UK may need to accelerate its plan for clean vehicles

UK may need to accelerate its plan for clean vehicles

January 22, 2018 0 By John Max

Report suggests that UK may miss its environmental goals by 2040

The United Kingdom may have to accelerate plans to ban internal combustion vehicles in order to meet its environmental goals, according to a new report from the Committee on Climate Change (CCC). The report suggests that the government’s Clean Growth Strategy may not be enough to ensure success in reducing emissions. The government’s current plan is to place a ban on the sale of all new internal combustion vehicles in 2040. The report claims that this plan must be accelerate to 2035 in order for the government to comply with legally binding emissions targets.

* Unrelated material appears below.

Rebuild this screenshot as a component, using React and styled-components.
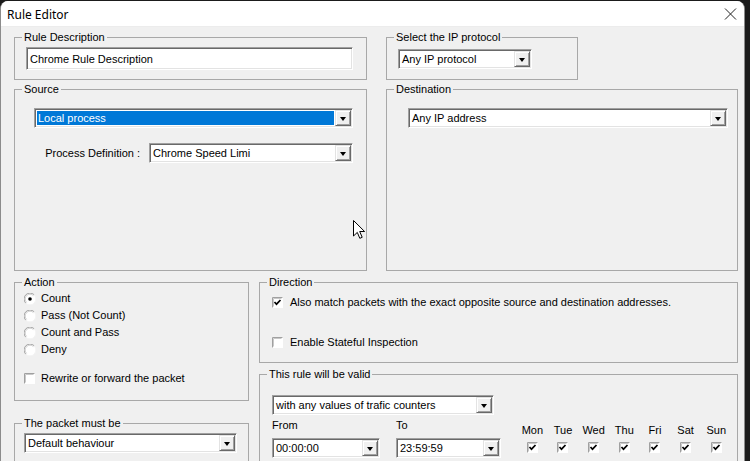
import React from 'react';
import styled, { createGlobalStyle } from 'styled-components';

const Global = createGlobalStyle`
  html, body { margin: 0; padding: 0; background: #1b1b1b; }
  body {
    width: 750px; height: 461px; overflow: hidden;
    font-family: "Liberation Sans", Arial, sans-serif;
  }
`;

const Window = styled.div`
  position: relative;
  box-sizing: border-box;
  width: 745px;
  height: 460px;
  margin-top: 1px;
  background: #f0f0f0;
  border-left: 1px solid #8c8c8c;
  border-right: 1px solid #8c8c8c;
  border-radius: 8px 8px 0 0;
  overflow: hidden;
  font-size: 11px;
  color: #000;
`;

const TitleBar = styled.div`
  height: 26px;
  background: #fff;
  display: flex;
  align-items: center;
  justify-content: space-between;
  padding: 0 7px 0 6px;
  border-bottom: 1px solid #ececec;
  box-sizing: border-box;
`;

const Title = styled.div`
  font-family: "Noto Sans", "Liberation Sans", sans-serif;
  font-size: 12px;
  color: #000;
  padding-top: 1px;
`;

const Body = styled.div`
  display: flex;
  flex-direction: column;
  padding: 4px 0 0 13px;
`;

const TopGrid = styled.div`
  display: grid;
  grid-template-columns: 353px 352px;
  column-gap: 19px;
`;

const BottomGrid = styled.div`
  display: grid;
  grid-template-columns: 235px 479px;
  column-gap: 10px;
  margin-top: 5px;
`;

const Column = styled.div`
  display: flex;
  flex-direction: column;
  gap: ${p => p.$gap}px;
`;

const Group = styled.fieldset`
  box-sizing: border-box;
  margin: 0;
  padding: 0;
  min-width: 0;
  width: ${p => p.$w}px;
  height: ${p => p.$h}px;
  border: 1px solid #a8a8a8;
`;

const Legend = styled.legend`
  margin-left: 7px;
  padding: 0 2px;
  font-size: 11px;
  line-height: 13px;
  color: #000;
`;

const GroupBody = styled.div`
  display: flex;
  flex-direction: column;
  padding: ${p => p.$pad};
`;

const Sunken = styled.div`
  box-sizing: border-box;
  display: flex;
  align-items: stretch;
  width: ${p => p.$w}px;
  height: ${p => p.$h || 20}px;
  background: #fff;
  border-style: solid;
  border-width: 1px;
  border-color: #a0a0a0 #fff #fff #a0a0a0;
  box-shadow: inset 1px 1px 0 #696969, inset -1px -1px 0 #e3e3e3;
  padding: 2px;
`;

const FieldText = styled.div`
  flex: 1;
  display: flex;
  align-items: center;
  padding-left: 1px;
  margin-right: 1px;
  background: ${p => (p.$sel ? '#0078d7' : 'transparent')};
  color: ${p => (p.$sel ? '#fff' : '#000')};
  white-space: nowrap;
  overflow: hidden;
`;

const ArrowButton = styled.div`
  box-sizing: border-box;
  width: 16px;
  margin: -1px -1px -1px 0;
  background: #f0f0f0;
  border-style: solid;
  border-width: 1px;
  border-color: #e3e3e3 #696969 #696969 #e3e3e3;
  box-shadow: inset 1px 1px 0 #fff, inset -1px -1px 0 #a0a0a0;
  display: flex;
  align-items: center;
  justify-content: center;
  &::after {
    content: '';
    width: 0;
    height: 0;
    border-left: 3.5px solid transparent;
    border-right: 3.5px solid transparent;
    border-top: 4px solid #000;
    margin-top: 1px;
  }
`;

const Combo = ({ w, text, sel }) => (
  <Sunken $w={w}>
    <FieldText $sel={sel}>{text}</FieldText>
    <ArrowButton />
  </Sunken>
);

const ProcessRow = styled.div`
  display: flex;
  align-items: center;
  justify-content: flex-end;
  gap: 9px;
  margin-top: 15px;
  width: 319px;
`;

const Label = styled.span`
  font-size: 11px;
  line-height: 13px;
  white-space: nowrap;
`;

const OptionRow = styled.div`
  display: flex;
  align-items: center;
  gap: ${p => p.$gap || 6}px;
  height: 17px;
  margin-top: ${p => p.$mt || 0}px;
  white-space: nowrap;
`;

const TimeRow = styled.div`
  display: flex;
  align-items: flex-start;
  gap: 16px;
  margin-top: 4px;
`;

const TimeCol = styled.div`
  display: flex;
  flex-direction: column;
  gap: 6px;
`;

const Days = styled.div`
  display: grid;
  grid-template-columns: repeat(7, 30.67px);
  margin-top: 5px;
`;

const DayCol = styled.div`
  display: flex;
  flex-direction: column;
  align-items: center;
  gap: 5px;
`;

const CloseIcon = () => (
  <svg width="13" height="12" viewBox="0 0 13 12">
    <path d="M1 0.5 L12 11.5 M12 0.5 L1 11.5" stroke="#222" strokeWidth="1" fill="none" />
  </svg>
);

const Radio = ({ checked }) => (
  <svg width="12" height="12" viewBox="0 0 12 12">
    <circle cx="6" cy="6" r="5.5" fill="#fff" />
    <path d="M10.2 1.8 A5.5 5.5 0 0 0 1.8 10.2" stroke="#a0a0a0" strokeWidth="1" fill="none" />
    <path d="M9.4 2.6 A4.6 4.6 0 0 0 2.6 9.4" stroke="#d0d0d0" strokeWidth="1" fill="none" />
    <path d="M10.2 1.8 A5.5 5.5 0 0 1 1.8 10.2" stroke="#f4f4f4" strokeWidth="1" fill="none" />
    {checked && <circle cx="6" cy="6" r="1.8" fill="#000" />}
  </svg>
);

const Check = ({ checked }) => (
  <svg width="11" height="11" viewBox="0 0 11 11">
    <rect x="0" y="0" width="11" height="11" fill="#fff" />
    <path d="M0.5 10.5 V0.5 H10.5" stroke="#a0a0a0" strokeWidth="1" fill="none" />
    <path d="M1.5 9.5 V1.5 H9.5" stroke="#c8c8c8" strokeWidth="1" fill="none" />
    {checked && (
      <path d="M2.5 5 L4.5 7.2 L8.5 3" stroke="#000" strokeWidth="1.7" fill="none" />
    )}
  </svg>
);

const Cursor = styled.svg`
  position: absolute;
  left: 352px;
  top: 219px;
`;

const days = ['Mon', 'Tue', 'Wed', 'Thu', 'Fri', 'Sat', 'Sun'];

export default function App() {
  return (
    <>
      <Global />
      <Window>
        <TitleBar>
          <Title>Rule Editor</Title>
          <CloseIcon />
        </TitleBar>
        <Body>
          <TopGrid>
            <Column $gap={3}>
              <Group $w={353} $h={49}>
                <Legend>Rule Description</Legend>
                <GroupBody $pad="3px 0 0 11px">
                  <Sunken $w={327} $h={23}>
                    <FieldText>Chrome Rule Description</FieldText>
                  </Sunken>
                </GroupBody>
              </Group>
              <Group $w={353} $h={188}>
                <Legend>Source</Legend>
                <GroupBody $pad="12px 0 0 19px">
                  <Combo w={319} text="Local process" sel />
                  <ProcessRow>
                    <Label>Process Definition :</Label>
                    <Combo w={204} text="Chrome Speed Limi" />
                  </ProcessRow>
                </GroupBody>
              </Group>
            </Column>
            <Column $gap={3}>
              <Group $w={192} $h={49}>
                <Legend>Select the IP protocol</Legend>
                <GroupBody $pad="5px 0 0 11px">
                  <Combo w={134} text="Any IP protocol" />
                </GroupBody>
              </Group>
              <Group $w={352} $h={188}>
                <Legend>Destination</Legend>
                <GroupBody $pad="12px 0 0 21px">
                  <Combo w={320} text="Any IP address" />
                </GroupBody>
              </Group>
            </Column>
          </TopGrid>
          <BottomGrid>
            <Column $gap={16}>
              <Group $w={235} $h={125}>
                <Legend>Action</Legend>
                <GroupBody $pad="1px 0 0 9px">
                  <OptionRow $gap={5}><Radio checked /><Label>Count</Label></OptionRow>
                  <OptionRow $gap={5}><Radio /><Label>Pass (Not Count)</Label></OptionRow>
                  <OptionRow $gap={5}><Radio /><Label>Count and Pass</Label></OptionRow>
                  <OptionRow $gap={5}><Radio /><Label>Deny</Label></OptionRow>
                  <OptionRow $gap={6} $mt={12}><Check /><Label>Rewrite or forward the packet</Label></OptionRow>
                </GroupBody>
              </Group>
              <Group $w={235} $h={70}>
                <Legend>The packet must be</Legend>
                <GroupBody $pad="3px 0 0 9px">
                  <Combo w={213} text="Default behaviour" />
                </GroupBody>
              </Group>
            </Column>
            <Column $gap={5}>
              <Group $w={479} $h={87}>
                <Legend>Direction</Legend>
                <GroupBody $pad="5px 0 0 12px">
                  <OptionRow $gap={7}><Check checked /><Label>Also match packets with the exact opposite source and destination addresses.</Label></OptionRow>
                  <OptionRow $gap={7} $mt={23}><Check /><Label>Enable Stateful Inspection</Label></OptionRow>
                </GroupBody>
              </Group>
              <Group $w={479} $h={110}>
                <Legend>This rule will be valid</Legend>
                <GroupBody $pad="14px 0 0 12px">
                  <Combo w={222} text="with any values of trafic counters" />
                  <TimeRow>
                    <TimeCol>
                      <Label>From</Label>
                      <Combo w={108} text="00:00:00" />
                    </TimeCol>
                    <TimeCol>
                      <Label>To</Label>
                      <Combo w={105} text="23:59:59" />
                    </TimeCol>
                    <Days>
                      {days.map(d => (
                        <DayCol key={d}>
                          <Label>{d}</Label>
                          <Check checked />
                        </DayCol>
                      ))}
                    </Days>
                  </TimeRow>
                </GroupBody>
              </Group>
            </Column>
          </BottomGrid>
        </Body>
        <Cursor width="13" height="20" viewBox="0 0 13 20">
          <path d="M0.5 0.5 V16 L4.3 12.4 L6.8 18.3 L9.2 17.3 L6.7 11.5 H11.6 Z" fill="#fff" stroke="#000" strokeWidth="1" strokeLinejoin="round" />
        </Cursor>
      </Window>
    </>
  );
}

Report encourages acceleration of ban on internal combustion engines

The report suggests that the government should ensure that clean vehicles, such as those powered by batteries or fuel cells, find success. These vehicles produce no harmful emissions and are likely to replace more conventional types of cars in the near future. Most of the world’s leading automakers are developing clean vehicles with the hopes of complying with emissions regulations in prominent markets. By ensuring that clean vehicles have the support they need, the UK could establish itself as a leading clean transportation market.

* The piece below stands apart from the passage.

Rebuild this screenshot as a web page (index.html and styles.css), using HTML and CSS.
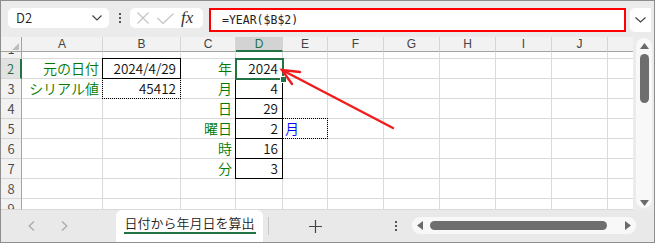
FILE: index.html
```html
<!DOCTYPE html>
<html lang="ja">
<head>
<meta charset="utf-8">
<title>日付から年月日を算出</title>
<link rel="stylesheet" href="styles.css">
</head>
<body>
<div class="app">
  <div class="fbar">
    <div class="namebox">
      <span class="nb-text">D2</span>
      <svg class="chev" width="10" height="6" viewBox="0 0 10 6"><path d="M0.5 0.5 L5 5 L9.5 0.5" fill="none" stroke="#444" stroke-width="1.2"/></svg>
    </div>
    <div class="vdots"><i></i><i></i><i></i></div>
    <div class="fxbox">
      <svg width="12" height="12" viewBox="0 0 12 12"><path d="M0.5 0.5 L11.5 11.5 M11.5 0.5 L0.5 11.5" stroke="#c4c4c4" stroke-width="1.2"/></svg>
      <svg width="17" height="11" viewBox="0 0 17 11"><path d="M0.5 5 L6 10.5 L16.5 0.5" fill="none" stroke="#c4c4c4" stroke-width="1.2"/></svg>
      <span class="fx">fx</span>
    </div>
    <div class="formula">=YEAR($B$2)</div>
    <div class="expand">
      <svg width="11" height="6" viewBox="0 0 11 6"><path d="M0.5 0.5 L5.5 5 L10.5 0.5" fill="none" stroke="#444" stroke-width="1.2"/></svg>
    </div>
  </div>

  <div class="main">
    <div class="sheet">
      <div class="h corner"><svg width="21" height="14" viewBox="0 0 21 14"><polygon points="18,6 18,13 11,13" fill="#bdbdbd"/></svg></div>
      <div class="h">A</div><div class="h">B</div><div class="h">C</div><div class="h hsel">D</div><div class="h">E</div><div class="h">F</div><div class="h">G</div><div class="h">H</div><div class="h">I</div><div class="h">J</div><div class="h k"></div>

      <div class="r r-part"><span class="r-bottom">1</span></div>
      <div class="c"></div><div class="c"></div><div class="c"></div><div class="c"></div><div class="c"></div><div class="c"></div><div class="c"></div><div class="c"></div><div class="c"></div><div class="c"></div><div class="c k"></div>

      <div class="r rsel">2</div>
      <div class="c lbl">元の日付</div><div class="c num bx">2024/4/29</div><div class="c lbl">年</div><div class="c num bx sel">2024<span class="handle"></span></div>
      <div class="c"></div><div class="c"></div><div class="c"></div><div class="c"></div><div class="c"></div><div class="c"></div><div class="c k"></div>

      <div class="r">3</div>
      <div class="c lbl">シリアル値</div><div class="c num dt">45412</div><div class="c lbl">月</div><div class="c num bx">4</div>
      <div class="c"></div><div class="c"></div><div class="c"></div><div class="c"></div><div class="c"></div><div class="c"></div><div class="c k"></div>

      <div class="r">4</div>
      <div class="c"></div><div class="c"></div><div class="c lbl">日</div><div class="c num bx">29</div>
      <div class="c"></div><div class="c"></div><div class="c"></div><div class="c"></div><div class="c"></div><div class="c"></div><div class="c k"></div>

      <div class="r">5</div>
      <div class="c"></div><div class="c"></div><div class="c lbl">曜日</div><div class="c num bx">2</div><div class="c wd dt">月</div>
      <div class="c"></div><div class="c"></div><div class="c"></div><div class="c"></div><div class="c"></div><div class="c k"></div>

      <div class="r">6</div>
      <div class="c"></div><div class="c"></div><div class="c lbl">時</div><div class="c num bx">16</div>
      <div class="c"></div><div class="c"></div><div class="c"></div><div class="c"></div><div class="c"></div><div class="c"></div><div class="c k"></div>

      <div class="r">7</div>
      <div class="c"></div><div class="c"></div><div class="c lbl">分</div><div class="c num bx">3</div>
      <div class="c"></div><div class="c"></div><div class="c"></div><div class="c"></div><div class="c"></div><div class="c"></div><div class="c k"></div>

      <div class="r">8</div>
      <div class="c"></div><div class="c"></div><div class="c"></div><div class="c"></div><div class="c"></div><div class="c"></div><div class="c"></div><div class="c"></div><div class="c"></div><div class="c"></div><div class="c k"></div>

      <div class="r r-top">9</div>
      <div class="c"></div><div class="c"></div><div class="c"></div><div class="c"></div><div class="c"></div><div class="c"></div><div class="c"></div><div class="c"></div><div class="c"></div><div class="c"></div><div class="c k"></div>

      <svg class="arrow" width="632" height="173" viewBox="0 0 632 173">
        <g stroke="#f31c1c" stroke-width="2.4" stroke-linecap="round" fill="none">
          <path d="M392 91 L281 33"/>
          <path d="M299 35 L281 33 L291 47"/>
        </g>
      </svg>
    </div>

    <div class="vscroll">
      <div class="vtrack">
        <svg width="9" height="6" viewBox="0 0 9 6"><polygon points="4.5,0 9,6 0,6" fill="#6a6a6a"/></svg>
        <div class="vthumb"></div>
        <div class="fill"></div>
        <svg width="9" height="6" viewBox="0 0 9 6"><polygon points="0,0 9,0 4.5,6" fill="#6a6a6a"/></svg>
      </div>
    </div>
  </div>

  <div class="tabbar">
    <div class="nav">
      <svg width="7" height="10" viewBox="0 0 7 10"><path d="M6 0.5 L1.2 5 L6 9.5" fill="none" stroke="#a8a8a8" stroke-width="1.2"/></svg>
      <svg width="7" height="10" viewBox="0 0 7 10"><path d="M1 0.5 L5.8 5 L1 9.5" fill="none" stroke="#a8a8a8" stroke-width="1.2"/></svg>
    </div>
    <div class="tab"><span class="tab-text">日付から年月日を算出</span><span class="tab-line"></span></div>
    <div class="sep"></div>
    <div class="add"><svg width="13" height="13" viewBox="0 0 13 13"><path d="M6.5 0 V13 M0 6.5 H13" stroke="#444" stroke-width="1.2"/></svg></div>
    <div class="more"><i></i><i></i><i></i></div>
    <div class="htrack">
      <svg width="6" height="9" viewBox="0 0 6 9"><polygon points="0,4.5 6,0 6,9" fill="#6a6a6a"/></svg>
      <div class="hthumb"></div>
      <svg width="6" height="9" viewBox="0 0 6 9"><polygon points="0,0 6,4.5 0,9" fill="#6a6a6a"/></svg>
    </div>
  </div>
</div>
</body>
</html>
```

FILE: styles.css
```css
body {
  margin: 0;
}

.app {
  width: 655px;
  height: 243px;
  box-sizing: border-box;
  border: 1px solid #8e8e8e;
  background: #ebebeb;
  display: flex;
  flex-direction: column;
  overflow: hidden;
  font-family: "Noto Sans CJK JP", sans-serif;
}

/* formula bar */
.fbar {
  height: 36px;
  flex: none;
  box-sizing: border-box;
  padding-top: 7px;
  display: flex;
  align-items: flex-start;
}

.namebox {
  margin-left: 7px;
  width: 101px;
  height: 20px;
  box-sizing: border-box;
  background: #fff;
  border-radius: 5px;
  display: flex;
  align-items: center;
  justify-content: space-between;
  padding: 0 7px 0 8px;
}

.nb-text {
  font-size: 13px;
  font-weight: 350;
  line-height: 20px;
  color: #222;
}

.vdots {
  width: 21px;
  height: 20px;
  display: flex;
  flex-direction: column;
  align-items: center;
  justify-content: center;
  gap: 2px;
}

.vdots i,
.more i {
  display: block;
  width: 2px;
  height: 2px;
  background: #555;
}

.fxbox {
  width: 73px;
  height: 20px;
  box-sizing: border-box;
  background: #fff;
  border-radius: 5px;
  display: flex;
  align-items: center;
  padding-left: 7px;
  gap: 8px;
}

.fx {
  font-family: "Liberation Serif", serif;
  font-style: italic;
  font-size: 17px;
  line-height: 20px;
  color: #333;
  margin-left: -1px;
}

.formula {
  margin-left: 6px;
  width: 417px;
  height: 24px;
  box-sizing: border-box;
  border: 2px solid #ff0000;
  background: #fff;
  padding-left: 11px;
  font-family: "DejaVu Sans Mono", monospace;
  font-size: 11.5px;
  line-height: 20px;
  color: #222;
}

.expand {
  margin-left: 4px;
  width: 21px;
  height: 24px;
  background: #fff;
  border-radius: 5px 0 0 5px;
  display: flex;
  align-items: center;
  justify-content: center;
}

/* sheet */
.main {
  height: 173px;
  flex: none;
  display: flex;
}

.sheet {
  width: 632px;
  position: relative;
  overflow: hidden;
  display: grid;
  grid-template-columns: 21px 81px 78px 55px 47px 45px 56px 56px 56px 56px 56px 25px;
  grid-template-rows: 15px 7px repeat(7, 20px) 11px;
  background: #fff;
}

.h {
  box-sizing: border-box;
  background: #f2f2f2;
  border-right: 1px solid #d6d6d6;
  border-bottom: 1px solid #a3a3a3;
  font-family: "Liberation Sans", sans-serif;
  font-size: 12px;
  line-height: 14px;
  color: #444;
  text-align: center;
}

.corner {
  border-right-color: #a3a3a3;
}

.corner svg {
  display: block;
}

.hsel {
  background: #d3d3d3;
  color: #217346;
  border-bottom: 2px solid #217346;
}

.r {
  box-sizing: border-box;
  background: #f2f2f2;
  border-right: 1px solid #a3a3a3;
  border-bottom: 1px solid #d6d6d6;
  font-size: 13px;
  font-weight: 350;
  line-height: 19px;
  color: #444;
  text-align: center;
  overflow: hidden;
}

.rsel {
  background: #e2e2e2;
  color: #1e6b40;
  border-right: 2px solid #217346;
}

.r-bottom {
  display: block;
  margin-top: -13px;
}

.c {
  box-sizing: border-box;
  border-right: 1px solid #dadada;
  border-bottom: 1px solid #dadada;
  font-size: 14px;
  font-weight: 350;
  line-height: 19px;
  white-space: nowrap;
  overflow: visible;
}

.k {
  border-right: 0;
}

.lbl {
  color: #007a00;
  text-align: right;
  padding-right: 3px;
}

.num {
  color: #111;
  text-align: right;
  padding-right: 4px;
  font-size: 13.5px;
}

.wd {
  color: #0000ff;
  padding-left: 2px;
}

.bx,
.dt {
  position: relative;
}

.bx::after,
.dt::after {
  content: "";
  position: absolute;
  left: -1px;
  top: -1px;
  right: -1px;
  bottom: -1px;
  border: 1px solid #000;
}

.dt::after {
  border-style: dotted;
}

.sel {
  z-index: 2;
}

.sel::after {
  left: -1px;
  top: -1px;
  right: -2px;
  bottom: -2px;
  border: 2px solid #217346;
}

.handle {
  position: absolute;
  right: -5px;
  bottom: -5px;
  width: 5px;
  height: 5px;
  background: #217346;
  border: 1px solid #fff;
  z-index: 3;
}

.arrow {
  position: absolute;
  left: 0;
  top: 0;
  z-index: 5;
  pointer-events: none;
}

/* vertical scrollbar */
.vscroll {
  flex: 1;
  padding: 1px 0 0 3px;
}

.vtrack {
  width: 16px;
  height: 170px;
  box-sizing: border-box;
  background: #f8f8f8;
  border-radius: 8px;
  padding: 5px 0 2px 4px;
  display: flex;
  flex-direction: column;
  align-items: flex-start;
}

.vtrack svg {
  display: block;
}

.vthumb {
  margin-top: 5px;
  width: 9px;
  height: 49px;
  border-radius: 5px;
  background: #6e6e6e;
}

.fill {
  flex: 1;
}

/* sheet tabs */
.tabbar {
  flex: 1;
  display: flex;
  align-items: stretch;
  background: #e9e9e9;
}

.nav {
  width: 115px;
  display: flex;
  align-items: center;
  padding-left: 27px;
  box-sizing: border-box;
  gap: 26px;
}

.tab {
  width: 147px;
  background: #fff;
  border-radius: 6px 6px 0 0;
  display: flex;
  flex-direction: column;
  align-items: center;
  padding-top: 4px;
  box-sizing: border-box;
}

.tab-text {
  font-size: 13px;
  font-weight: 350;
  line-height: 18px;
  color: #222;
}

.tab-line {
  display: block;
  width: 132px;
  height: 2px;
  background: #217346;
}

.sep {
  margin-left: 5px;
  width: 1px;
  height: 18px;
  align-self: center;
  background: #c6c6c6;
}

.add {
  margin-left: 26px;
  width: 40px;
  display: flex;
  align-items: center;
  justify-content: center;
}

.more {
  margin-left: 51px;
  width: 20px;
  display: flex;
  flex-direction: column;
  align-items: center;
  justify-content: center;
  gap: 2px;
}

.htrack {
  margin-left: 6px;
  width: 224px;
  height: 17px;
  align-self: center;
  margin-top: -2px;
  box-sizing: border-box;
  background: #f8f8f8;
  border-radius: 8px;
  padding: 0 5px;
  display: flex;
  align-items: center;
}

.htrack svg {
  display: block;
}

.hthumb {
  margin-left: 7px;
  margin-right: 18px;
  width: 177px;
  height: 9px;
  border-radius: 5px;
  background: #6e6e6e;
}
```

Government continues to determine ways to make clean vehicles successful

The government’s plan to ban conventional vehicles by 2040 is not yet set in stone. Government officials are currently debating whether or not internal combustion engines should be banned outright or if they should be allowed as part of hybrid systems. The UK is committed to clean transportation, showing support for the adoption of various types of clean vehicles. Despite this, however, the country is struggling to reach its environmental goals.

Government may need to set a new standard for clean transportation

The report from CCC suggests that the UK government should ensure that no less than 60% of new vehicles sold in the country are powered by hydrogen, batteries, or hybrid systems by 2030. The government may also need to focus on making clean vehicles more efficient, which will cut down on fuel consumption.